Ook William Cantlow, de man die Spurgeon doopte, was zo’n gewone maar toegewijde dienaar. Ooit was hij zendeling op Jamaica, maar hij keerde terug naar Engeland om de kleine gemeente van Isleham te leiden, een positie die hij tweeëndertig jaar bekleedde. Cantlow was geliefd bij zijn mensen, maar de enige reden dat zijn naam nu nog bekend is, is omdat hij Spurgeon doopte – een feit dat trots op zijn grafsteen staat vermeld. Ondanks zijn bescheidenheid vergat Spurgeon nooit Cantlows warmte, gastvrijheid en bediening. Net als de anonieme Primitive Methodist-prediker was Cantlow een gewone man die door een buitengewone God op bijzondere wijze werd gebruikt.
En Mary King? Zij was nooit predikant, heeft nooit gepreekt en nooit een kerkdienst geleid. In de tak van de Baptistenkerk waartoe zij behoorde, zou dat voor een vrouw onmogelijk zijn geweest. Je zou kunnen zeggen dat zij de meest gewone van deze drie mensen was – en zij zou dat zelf ongetwijfeld ook zo gezegd hebben. Maar haar begrip van de christelijke waarheid was groot, en rustig en doeltreffend gaf zij door wat zij wist aan haar jonge vriend. Haar diepe liefde voor God en Zijn wegen maakte een blijvende indruk, en Spurgeon vergat haar niet. Later, toen zij steeds brozer werd en weinig geld had, hoorde de beroemde prediker Spurgeon van haar situatie en ondersteunde haar financieel tot aan haar dood.
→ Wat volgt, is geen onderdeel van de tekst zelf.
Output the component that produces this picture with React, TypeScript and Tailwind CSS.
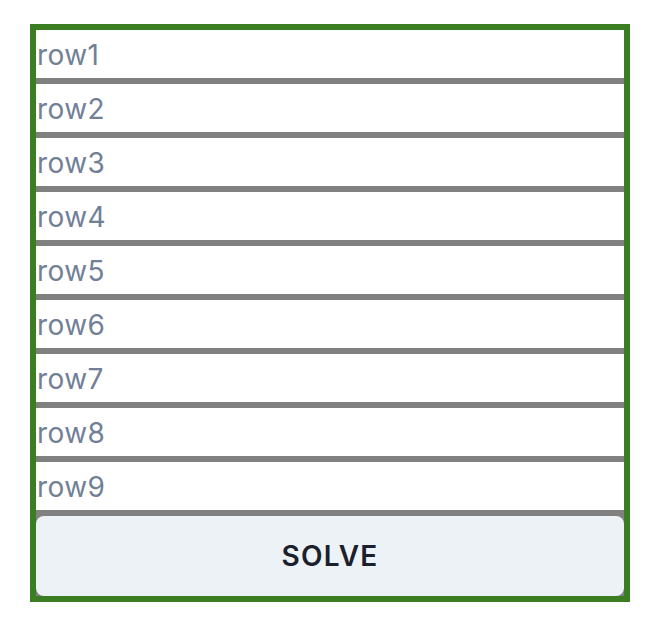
import React from "react";

export default function App() {
  const rows = ["row1", "row2", "row3", "row4", "row5", "row6", "row7", "row8", "row9"];
  return (
    <div className="min-h-screen bg-white pt-[24px] pl-[30px]" style={{ fontFamily: "Inter, 'Noto Sans', sans-serif" }}>
      <div className="w-[600px] border-[6px] border-[#3a7d22] bg-[#808080] flex flex-col gap-[6px]">
        {rows.map((r) => (
          <input
            key={r}
            placeholder={r}
            className="h-[48px] w-full bg-white pl-[1px] pt-[2px] text-[28px] tracking-[0.4px] text-[#2d3748] placeholder:text-[#718096] outline-none"
            style={{ fontFamily: "Inter, 'Noto Sans', sans-serif" }}
          />
        ))}
        <button className="h-[80px] w-full rounded-[8px] bg-[#edf2f7] text-[28px] font-semibold text-[#1a202c] tracking-[1.2px]">
          SOLVE
        </button>
      </div>
    </div>
  );
}
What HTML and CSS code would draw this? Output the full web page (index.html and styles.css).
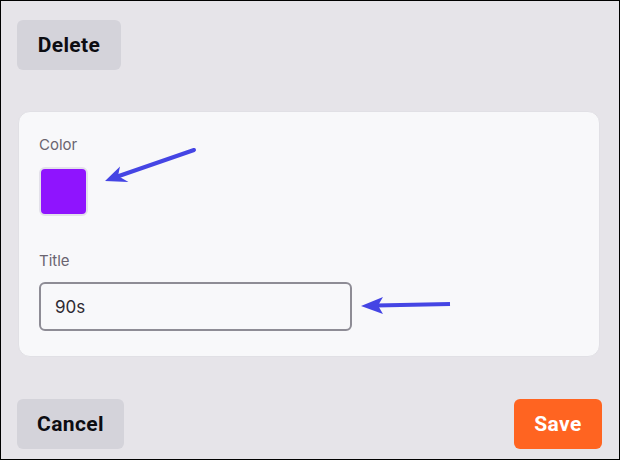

Spurgeon bleef altijd zijn dankbaarheid aan haar herinneren, zoals hij dat ook deed voor de anderen die hem hielpen bij zijn eerste stappen als jonge christen.
Toepassing
Als we terugkijken naar de gevallen van de Methodistenprediker, de Baptistenpredikant William Cantlow en misschien nog wel het meest naar Mary King, dan kunnen we daar veel van leren: God gebruikt gewone christenen en kan door hen grote dingen doen. De toepassing op ons eigen leven is niet moeilijk te ontdekken. We voelen ons misschien niet bijzonder begaafd en denken dat we geen grote mogelijkheden hebben om Christus te dienen; we zullen nooit Charles Spurgeon worden, of een Billy Graham, of iemand waar mensen van gehoord hebben. Maar God gebruikt gewone christenen die trouw zijn aan Hem in de kleine dingen van het leven. Laat dit je bemoedigen en blijf trouw! Wie weet wie God op je pad zal brengen en hoe Hij je zal gebruiken om Hem eer te geven?